_Task description_
Count the lines below that contain the word "size". Give only the number.

_Supplied material_

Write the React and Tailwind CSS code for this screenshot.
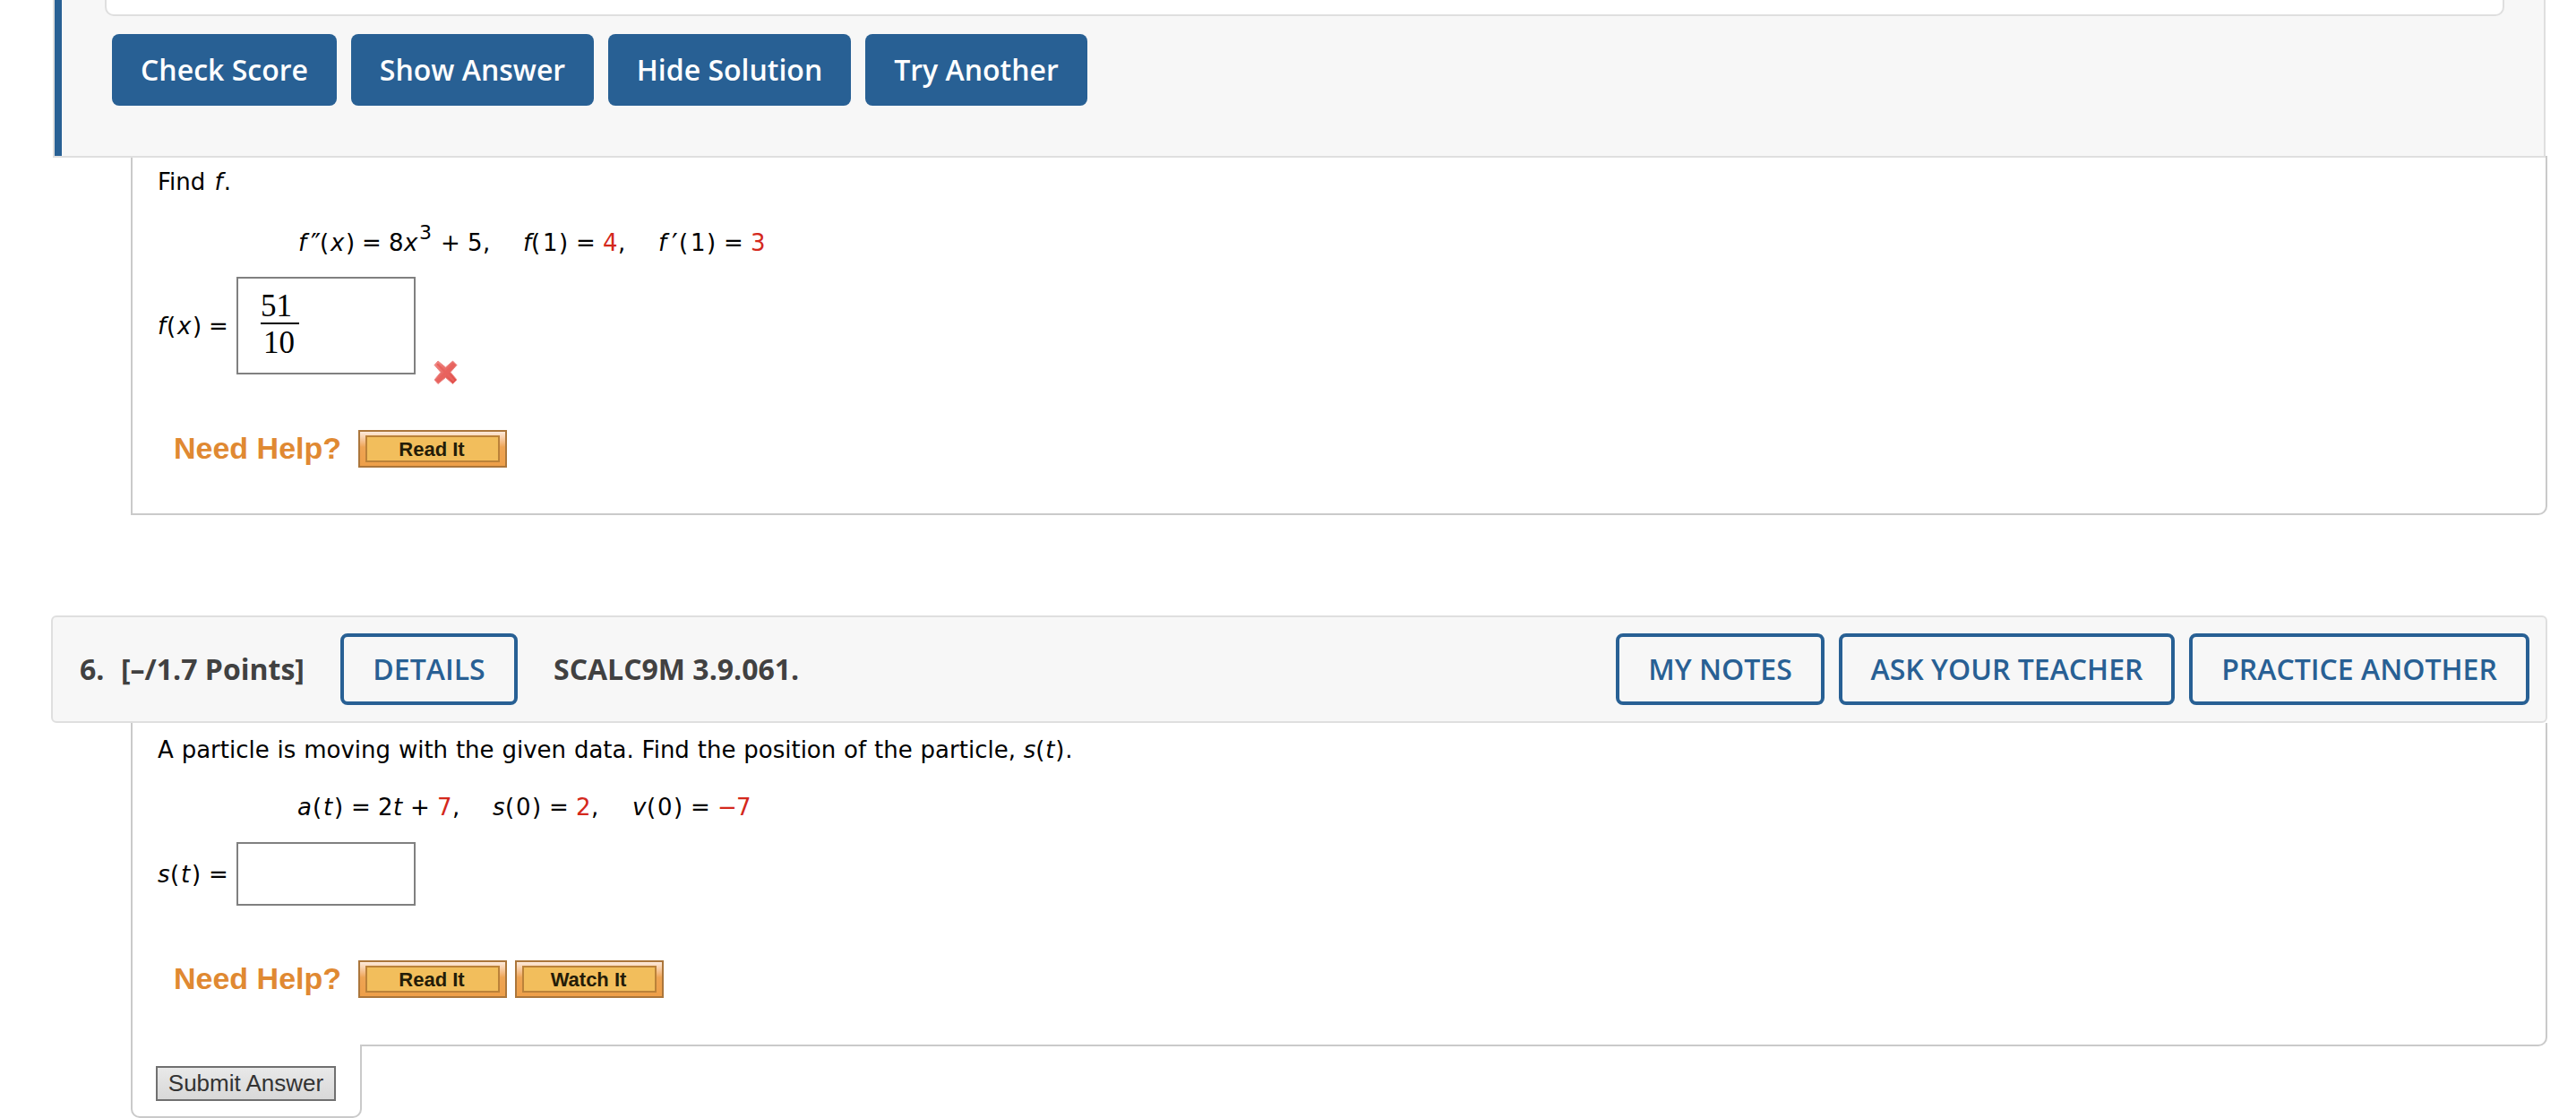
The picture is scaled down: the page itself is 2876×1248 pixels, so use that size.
const open = 'font-["Open_Sans",sans-serif]'

function SolidButton({ className, children }) {
  return (
    <button className={`h-20 rounded-lg bg-[#286094] text-[32px] leading-[80px] font-semibold whitespace-nowrap text-white ${open} ${className}`}>
      {children}
    </button>
  )
}

function OutlineButton({ className, children }) {
  return (
    <button className={`h-20 rounded-lg border-4 border-[#286094] text-[32px] leading-[72px] font-semibold whitespace-nowrap text-[#286094] ${open} ${className}`}>
      {children}
    </button>
  )
}

function HelpButton({ children }) {
  return (
    <button className='h-[42px] w-[166px] border-2 border-[#ab763b] bg-linear-to-b from-[#fdeadb] via-[#eea453] via-45% to-[#ee9f49] px-[6px] py-1 font-["Liberation_Sans",Arial,sans-serif]'>
      <span className="block h-[30px] w-[150px] border-2 border-[#bb8239] bg-[#f2be5c] pr-0.5 text-center text-[22px] leading-[28px] font-bold text-[#241c08]">
        {children}
      </span>
    </button>
  )
}

function NeedHelp({ className, children }) {
  return (
    <div className={`flex h-[42px] items-center pl-[44px] ${className}`}>
      <span className='w-[206px] pb-[3px] font-["Liberation_Sans",Arial,sans-serif] text-[34px] leading-[40px] font-bold whitespace-nowrap text-[#e08932]'>
        Need Help?
      </span>
      <div className="flex gap-[9px]">{children}</div>
    </div>
  )
}

function Tokens({ className, items }) {
  return (
    <div className={`flex h-[30px] leading-[30px] whitespace-pre ${className}`}>
      {items.map(([text, cls], i) => (
        <span key={i} className={`shrink-0 ${cls}`}>{text}</span>
      ))}
    </div>
  )
}

const ode = [
  ["f", "w-[14px] italic"],
  ["″", "w-[10px] pt-px text-[30px] tracking-tighter"],
  ["(", "w-[12px]"],
  ["x", "w-[17px] italic"],
  [")", "w-[18px]"],
  ["=", "w-[30px]"],
  ["8", "w-[17px]"],
  ["x", "w-[17px] italic"],
  ["3", "w-[24px] -mt-[11px] text-[22px]"],
  ["+", "w-[30px]"],
  ["5", "w-[17px]"],
  [",", "w-[45px]"],
  ["f", "w-[9px] italic"],
  ["(", "w-[13px]"],
  ["1", "w-[18px]"],
  [")", "w-[19px]"],
  ["=", "w-[30px]"],
  ["4", "w-[17px] text-[#d4281c]"],
  [",", "w-[45px]"],
  ["f", "w-[15px] italic"],
  ["′", "w-[8px] pt-px text-[30px]"],
  ["(", "w-[13px]"],
  ["1", "w-[18px]"],
  [")", "w-[19px]"],
  ["=", "w-[30px]"],
  ["3", "text-[#d4281c]"],
]

const motion = [
  ["a", "w-[17px] italic"],
  ["(", "w-[12px]"],
  ["t", "w-[12px] italic"],
  [")", "w-[19px]"],
  ["=", "w-[30px]"],
  ["2", "w-[17px]"],
  ["t", "w-[19px] italic"],
  ["+", "w-[30px]"],
  ["7", "w-[17px] text-[#d4281c]"],
  [",", "w-[45px]"],
  ["s", "w-[14px] italic"],
  ["(", "w-[12px]"],
  ["0", "w-[18px]"],
  [")", "w-[19px]"],
  ["=", "w-[30px]"],
  ["2", "w-[17px] text-[#d4281c]"],
  [",", "w-[46px]"],
  ["v", "w-[16px] italic"],
  ["(", "w-[12px]"],
  ["0", "w-[18px]"],
  [")", "w-[19px]"],
  ["=", "w-[30px]"],
  ["−", "w-[21px] text-[#d4281c]"],
  ["7", "text-[#d4281c]"],
]

export default function App() {
  return (
    <div className='h-[1248px] w-[2876px] overflow-hidden bg-white font-["DejaVu_Sans",Verdana,sans-serif] text-[26px] text-black'>
      <section className="relative z-10 ml-[59px] flex h-[176px] w-[2783px] border-x-2 border-b-2 border-[#dfdfdf] bg-[#f7f7f7]">
        <div className="w-2 bg-[#286094]" />
        <div className="pl-12">
          <div className="h-[18px] w-[2679px] rounded-b-[10px] border-x-2 border-b-2 border-[#dfdfdf] bg-white" />
          <div className="mt-5 ml-2 flex gap-4">
            <SolidButton className="w-[251px]">Check Score</SolidButton>
            <SolidButton className="w-[271px]">Show Answer</SolidButton>
            <SolidButton className="w-[271px]">Hide Solution</SolidButton>
            <SolidButton className="w-[248px]">Try Another</SolidButton>
          </div>
        </div>
      </section>

      <section className="-mt-0.5 ml-[146px] h-[401px] w-[2698px] rounded-br-[10px] border-x-2 border-b-2 border-[#cacaca] pt-[14px] pl-7">
        <p className="leading-[30px] [word-spacing:2px] whitespace-pre">Find <i className="mr-px">f</i>.</p>
        <Tokens className="mt-[38px] pl-[157px]" items={ode} />
        <div className="mt-[23px] flex h-[109px]">
          <Tokens className="mt-10 w-[88px]" items={[["f", "w-[10px] italic"], ["(", "w-[12px]"], ["x", "w-[17px] italic"], [")", "w-[18px]"], ["=", ""]]} />
          <div className='flex h-[109px] w-[200px] flex-col border-2 border-[#808080] pt-[13px] pl-[25px] font-["Liberation_Serif",serif] text-[35px] leading-[36px]'>
            <span className="h-9 w-[43px]">51</span>
            <span className="h-0.5 w-[43px] bg-black" />
            <span className="mt-[3px] h-9 w-[43px] pl-[3px]">10</span>
          </div>
          <svg className="mt-[93px] ml-5 size-[27px]" viewBox="0 0 27 27" fill="none">
            <defs>
              <linearGradient id="cross" x1="0" y1="0" x2="1" y2="1">
                <stop offset="0" stopColor="#f08a86" />
                <stop offset="1" stopColor="#de4540" />
              </linearGradient>
            </defs>
            <path d="M5 1 L13.5 8 L21.5 1 L26 5.5 L19 13.5 L26 22 L21.5 26.5 L13.5 19.5 L5 26.5 L1 22 L8 13.5 L1 5.5 Z" fill="url(#cross)" stroke="#ef8a87" strokeWidth="1" strokeLinejoin="round" />
            <path d="M5 5 L22 22.5 M22 5 L5 22.5" stroke="#e9625d" strokeWidth="2.5" strokeLinecap="round" />
          </svg>
        </div>
        <NeedHelp className="mt-[62px] -ml-[26px]">
          <HelpButton>Read It</HelpButton>
        </NeedHelp>
      </section>

      <header className={`mt-[112px] ml-[57px] flex h-[120px] w-[2787px] items-center rounded-md border-2 border-[#dfdfdf] bg-[#f7f7f7] pr-[18px] pl-[30px] text-[32px] font-bold text-[#414141] ${open}`}>
        <span className="w-[46px]">6.</span>
        <span className="w-[245px] whitespace-nowrap">[–/1.7 Points]</span>
        <OutlineButton className="w-[198px]">DETAILS</OutlineButton>
        <span className="ml-10 whitespace-nowrap">SCALC9M 3.9.061.</span>
        <div className="ml-auto flex gap-4">
          <OutlineButton className="w-[233px]">MY NOTES</OutlineButton>
          <OutlineButton className="w-[375px]">ASK YOUR TEACHER</OutlineButton>
          <OutlineButton className="w-[380px]">PRACTICE ANOTHER</OutlineButton>
        </div>
      </header>

      <section className="ml-[146px] h-[361px] w-[2698px] rounded-br-[10px] border-x-2 border-b-2 border-[#cacaca] pt-[15px] pl-7">
        <p className="leading-[30px] [word-spacing:0.6px] whitespace-pre">
          A particle is moving with the given data. Find the position of the particle, <i>s</i><span className="tracking-[0.8px]">(<i>t</i>).</span>
        </p>
        <Tokens className="mt-[34px] pl-[156px]" items={motion} />
        <div className="mt-6 flex h-[71px]">
          <Tokens className="mt-[21px] w-[88px]" items={[["s", "w-[14px] italic"], ["(", "w-[12px]"], ["t", "w-[12px] italic"], [")", "w-[19px]"], ["=", ""]]} />
          <div className="h-[71px] w-[200px] border-2 border-[#808080]" />
        </div>
        <NeedHelp className="mt-[61px] -ml-[26px]">
          <HelpButton>Read It</HelpButton>
          <HelpButton>Watch It</HelpButton>
        </NeedHelp>
      </section>

      <div className="relative z-10 -mt-0.5 ml-[146px] h-[82px] w-[258px] rounded-b-[10px] border-x-2 border-b-2 border-[#cacaca] bg-white pt-6 pl-[26px]">
        <button className='block h-[39px] w-[201px] border-2 border-[#707070] bg-linear-to-b from-[#e9e9e9] to-[#d8d8d8] font-["Liberation_Sans",Arial,sans-serif] text-[26px] leading-[35px] whitespace-nowrap text-[#333]'>
          Submit Answer
        </button>
      </div>
    </div>
  )
}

_Written answer_
2